> [Records for processing]:

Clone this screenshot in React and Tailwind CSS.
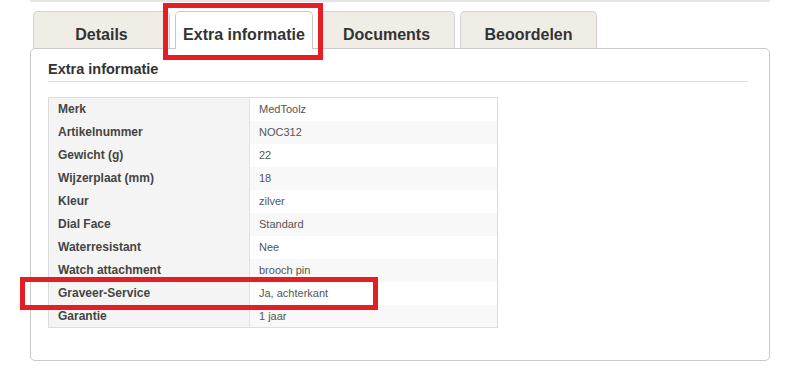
* * *
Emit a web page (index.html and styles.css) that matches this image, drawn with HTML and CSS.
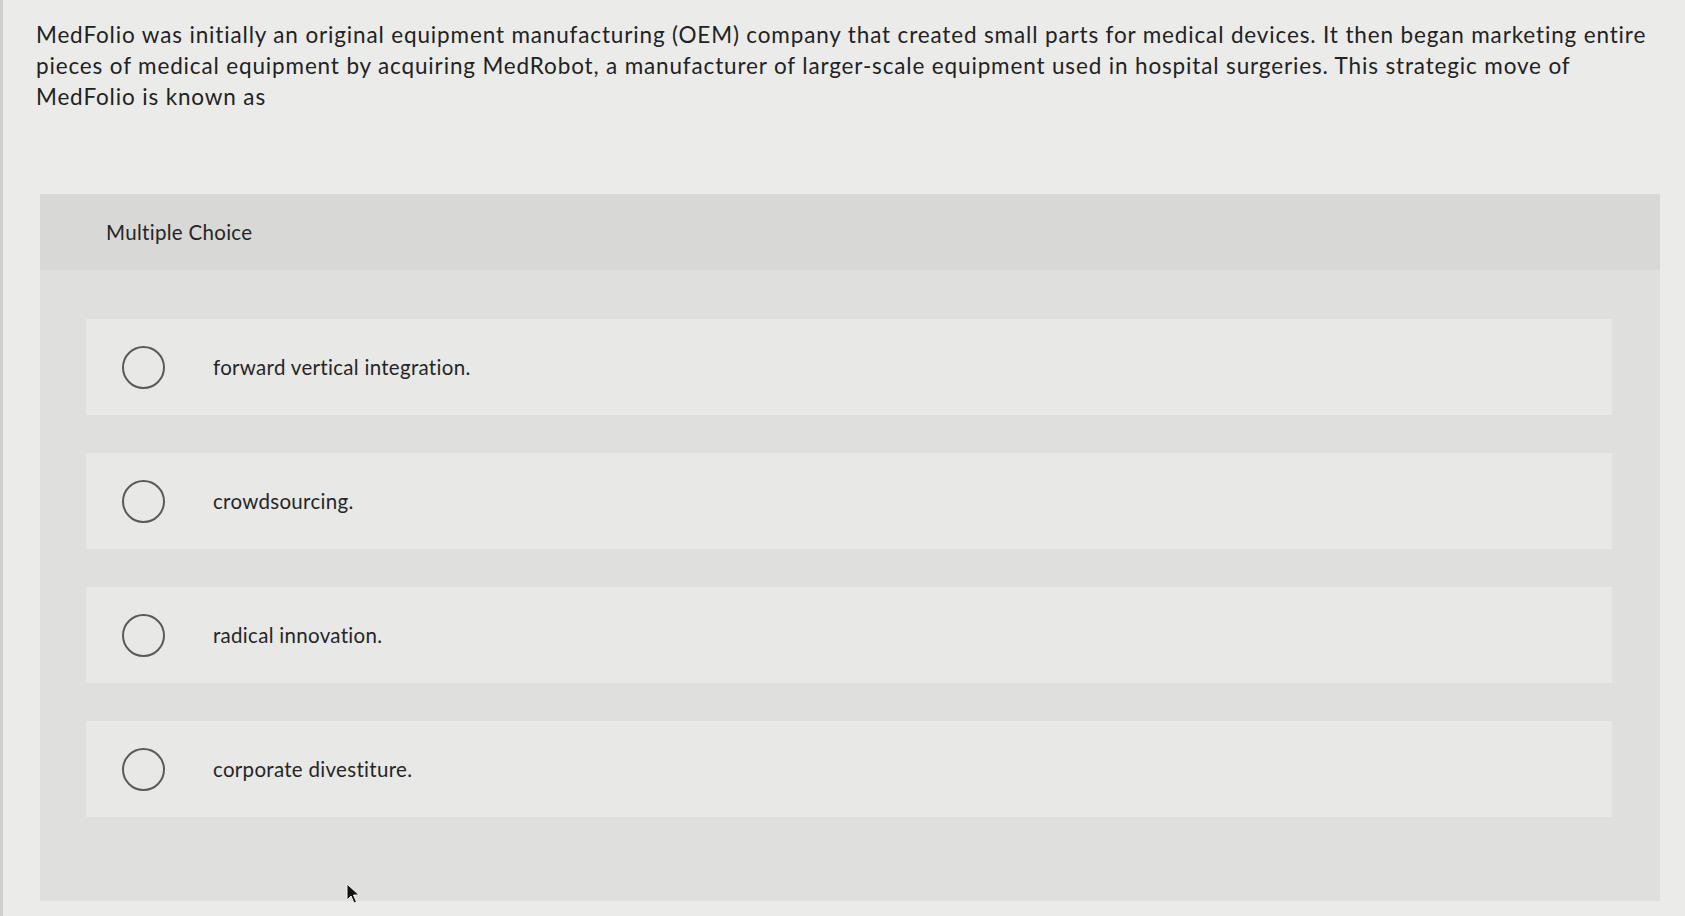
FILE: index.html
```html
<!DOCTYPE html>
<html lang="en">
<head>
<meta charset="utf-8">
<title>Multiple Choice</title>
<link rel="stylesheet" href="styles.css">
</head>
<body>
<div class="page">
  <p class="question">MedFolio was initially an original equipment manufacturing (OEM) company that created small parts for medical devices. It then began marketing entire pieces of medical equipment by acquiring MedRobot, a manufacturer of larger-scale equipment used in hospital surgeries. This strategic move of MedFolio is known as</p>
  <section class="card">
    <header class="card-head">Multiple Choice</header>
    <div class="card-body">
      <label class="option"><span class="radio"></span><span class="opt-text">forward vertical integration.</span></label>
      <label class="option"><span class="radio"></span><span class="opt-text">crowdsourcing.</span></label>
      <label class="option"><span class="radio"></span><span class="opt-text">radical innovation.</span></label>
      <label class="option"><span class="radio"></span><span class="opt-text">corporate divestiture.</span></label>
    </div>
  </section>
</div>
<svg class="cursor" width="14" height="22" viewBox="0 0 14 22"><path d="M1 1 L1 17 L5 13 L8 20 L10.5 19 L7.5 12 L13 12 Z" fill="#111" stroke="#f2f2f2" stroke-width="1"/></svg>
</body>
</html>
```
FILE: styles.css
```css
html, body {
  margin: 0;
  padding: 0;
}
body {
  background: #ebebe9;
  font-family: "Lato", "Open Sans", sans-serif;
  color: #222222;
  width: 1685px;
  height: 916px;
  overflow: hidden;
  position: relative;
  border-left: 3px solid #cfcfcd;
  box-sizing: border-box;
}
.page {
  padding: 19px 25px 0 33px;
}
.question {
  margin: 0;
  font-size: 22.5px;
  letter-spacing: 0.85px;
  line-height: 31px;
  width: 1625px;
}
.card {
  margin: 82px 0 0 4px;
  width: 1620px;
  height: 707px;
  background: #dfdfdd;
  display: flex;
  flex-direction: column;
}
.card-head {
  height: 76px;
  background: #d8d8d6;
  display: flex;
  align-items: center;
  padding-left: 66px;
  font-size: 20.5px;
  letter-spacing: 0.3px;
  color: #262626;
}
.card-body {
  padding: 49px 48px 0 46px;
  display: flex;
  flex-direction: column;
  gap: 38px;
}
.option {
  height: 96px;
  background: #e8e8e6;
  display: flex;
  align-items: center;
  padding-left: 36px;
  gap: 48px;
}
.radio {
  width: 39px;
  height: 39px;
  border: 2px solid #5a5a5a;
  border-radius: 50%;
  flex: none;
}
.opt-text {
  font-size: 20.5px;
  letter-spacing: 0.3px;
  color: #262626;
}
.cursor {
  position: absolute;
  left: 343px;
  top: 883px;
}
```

> [Written instruction]: Pull out every line above that holds the word "page".

> [Solution]:
Emit a web page (index.html and styles.css) that matches this image, drawn with HTML and CSS.
<div class="page">
.page {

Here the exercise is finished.